Make fault-tolerant system

Assume we have N nodes connected in a ring. If node N crashes we will recover on node N+1 (or the first node if N was the last node)

In operation we have to make sure that node N+1 has enough information about node N to take over from node N if node N crashes.

In practise we would send an asynchronous stream of messages from N to N+1 containing enough information to recover if things go wrong.


These algorithms are very similar. They can all be built with a small number of primitives. The primitives must:
  • detect failure
  • move state from one node to another
Q: What are the state changes that must be moved?

A: Enough state to resume the operation on a new node.
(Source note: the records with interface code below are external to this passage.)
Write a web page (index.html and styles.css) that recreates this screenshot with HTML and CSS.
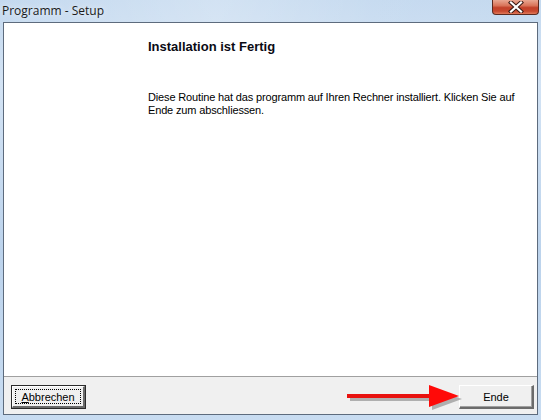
FILE: index.html
```html
<!DOCTYPE html>
<html>
<head>
<meta charset="utf-8">
<link rel="stylesheet" href="styles.css">
</head>
<body>
<div class="window">
  <div class="titlebar">
    <span class="title">Programm - Setup</span>
    <div class="close">
      <svg width="20" height="12" viewBox="0 0 20 12">
        <path d="M5 1.5 L15 10.5 M15 1.5 L5 10.5" stroke="#3a1a14" stroke-width="4.2" stroke-linecap="square"/>
        <path d="M5 1.5 L15 10.5 M15 1.5 L5 10.5" stroke="#ffffff" stroke-width="2.2" stroke-linecap="square"/>
      </svg>
    </div>
  </div>
  <div class="client">
    <div class="content">
      <h1 class="heading">Installation ist Fertig</h1>
      <p class="text">Diese Routine hat das programm auf Ihren Rechner installiert. Klicken Sie auf Ende zum abschliessen.</p>
    </div>
    <div class="buttonbar">
      <div class="btn-default"><div class="btn btn-inner"><span class="focus"><u>A</u>bbrechen</span></div></div>
      <div class="btn btn-end">Ende</div>
      <svg class="arrow" width="130" height="30" viewBox="0 0 130 30">
        <g transform="translate(3,3)" fill="#7a7a7a" opacity="0.55">
          <rect x="2" y="11" width="85" height="4"/>
          <polygon points="84,2 114,13 84,24"/>
        </g>
        <rect x="2" y="11" width="85" height="4" fill="#e8120f"/>
        <polygon points="84,2 114,13 84,24" fill="#ff0a08"/>
      </svg>
    </div>
  </div>
</div>
</body>
</html>
```
FILE: styles.css
```css
html, body {
  margin: 0;
  padding: 0;
}
body {
  width: 541px;
  height: 420px;
  overflow: hidden;
}
.window {
  width: 541px;
  height: 420px;
  box-sizing: border-box;
  display: flex;
  flex-direction: column;
  padding: 0 3px 5px 3px;
  background: linear-gradient(180deg, #c4d9ef 0%, #d3e3f4 20%, #bcd3ec 60%, #c8dcf1 100%);
}
.titlebar {
  height: 22px;
  display: flex;
  align-items: flex-start;
  justify-content: space-between;
  flex-shrink: 0;
  background: linear-gradient(90deg, rgba(255,255,255,0) 0%, rgba(255,255,255,0.25) 40%, rgba(255,255,255,0.05) 70%, rgba(255,255,255,0) 100%);
  margin: 0 -3px;
  padding: 0 2px 0 2px;
}
.title {
  font-family: "Open Sans", "Noto Sans", sans-serif;
  font-size: 12px;
  color: #1a1a1a;
  line-height: 14px;
  padding-top: 4px;
  text-shadow: 0 0 6px rgba(255,255,255,0.9);
}
.close {
  width: 47px;
  height: 15px;
  margin-right: 0;
  box-sizing: border-box;
  border: 1px solid #5b2a20;
  border-top: none;
  border-radius: 0 0 4px 4px;
  background: linear-gradient(180deg, #e9a792 0%, #d9745a 40%, #c2412a 55%, #c8492f 80%, #e07a5a 100%);
  display: flex;
  align-items: center;
  justify-content: center;
}
.client {
  flex: 1;
  display: flex;
  flex-direction: column;
  border: 1px solid #5d6b7d;
  background: #ffffff;
}
.content {
  flex: 1;
  padding: 16px 0 0 144px;
  font-family: "Liberation Sans", Arial, sans-serif;
}
.heading {
  margin: 0;
  font-size: 13px;
  font-weight: bold;
  color: #0a0a14;
  line-height: 16px;
}
.text {
  margin: 36px 0 0 0;
  font-size: 11px;
  line-height: 13px;
  letter-spacing: -0.15px;
  color: #000;
  width: 380px;
}
.buttonbar {
  position: relative;
  height: 38px;
  flex-shrink: 0;
  background: #f0f0f0;
  border-top: 1px solid #a0a0a0;
  display: flex;
  align-items: flex-start;
  justify-content: space-between;
  padding: 8px 3px 0 7px;
  box-sizing: border-box;
  font-family: "Liberation Sans", Arial, sans-serif;
  font-size: 11px;
}
.btn {
  box-sizing: border-box;
  background: #f0f0f0;
  border-style: solid;
  border-width: 1px 2px 2px 1px;
  border-color: #ffffff #6b6b6b #6b6b6b #ffffff;
  display: flex;
  align-items: center;
  justify-content: center;
  color: #000;
}
.btn-default {
  width: 75px;
  height: 24px;
  box-sizing: border-box;
  border: 1px solid #2a2a2a;
  display: flex;
}
.btn-inner {
  flex: 1;
  padding: 2px;
}
.focus {
  flex: 1;
  align-self: stretch;
  border: 1px dotted #000;
  display: flex;
  align-items: center;
  justify-content: center;
}
.btn-end {
  width: 75px;
  height: 24px;
  box-shadow: inset -1px -1px 0 #a0a0a0;
}
.arrow {
  position: absolute;
  left: 341px;
  top: 6px;
}
```
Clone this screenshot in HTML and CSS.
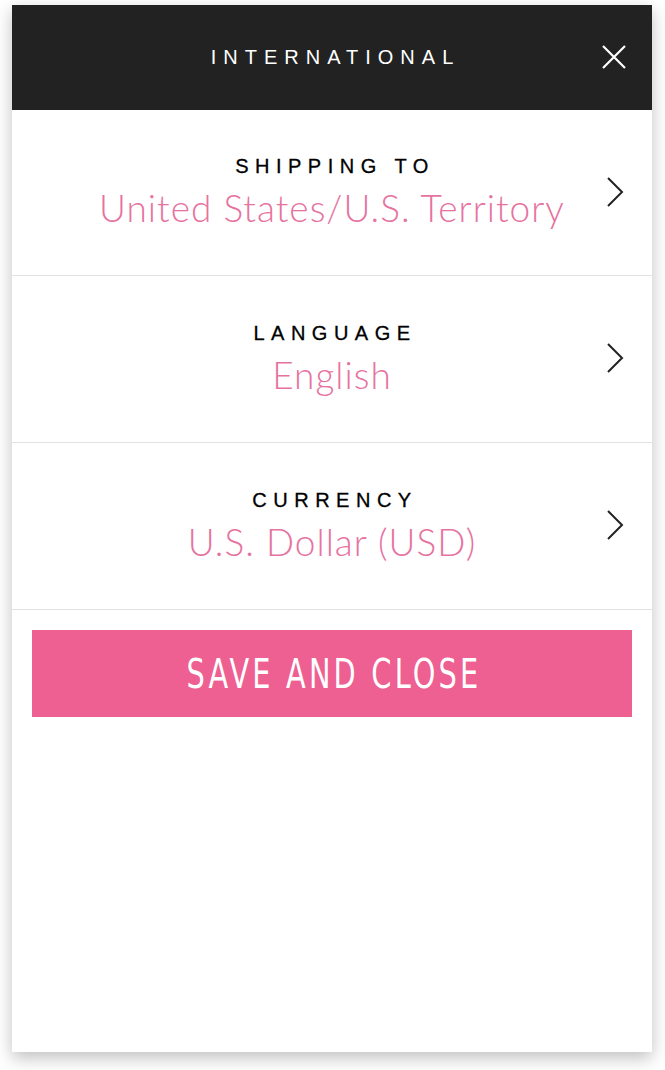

Q: Could dynamic code upgrade be viewed as a special case of failure?

A: Yes - here's how

Algorithm 4

Dynamic code upgrade

Apply Algorithm 3 to make a fault-tolerant system.

For any node running old code:
  1. crash the node
  2. restart the node
  3. put new code on the node
  4. make the node available
As the new node becomes available Algorithm two (make system scalable) applies

What do you have to think about?

When designing a system for fail-over, scalability, dynamic code upgrade we have to think about the following:
  1. What information do I need to recover from a failure?
  2. How can we replicate the information we need to recover from a failure?
  3. How can we mask failures/code_upgrades/scaling operations from the clients

This is part of the essential analysis that we have to perform if we want to make a highly reliable system that is scalable and which can be upgrade with zero loss of service.

In part 2 - I'll talk about how to mask failures from the clients. Do we use IP-fail-over techniques, or some other technique?

When it comes to programming, you'll want to implement this all in Erlang - Erlang has the correct set of primitives for failure detection (links) and for stable storage (replicated amnesia tables) which make programming this a not too daunting task.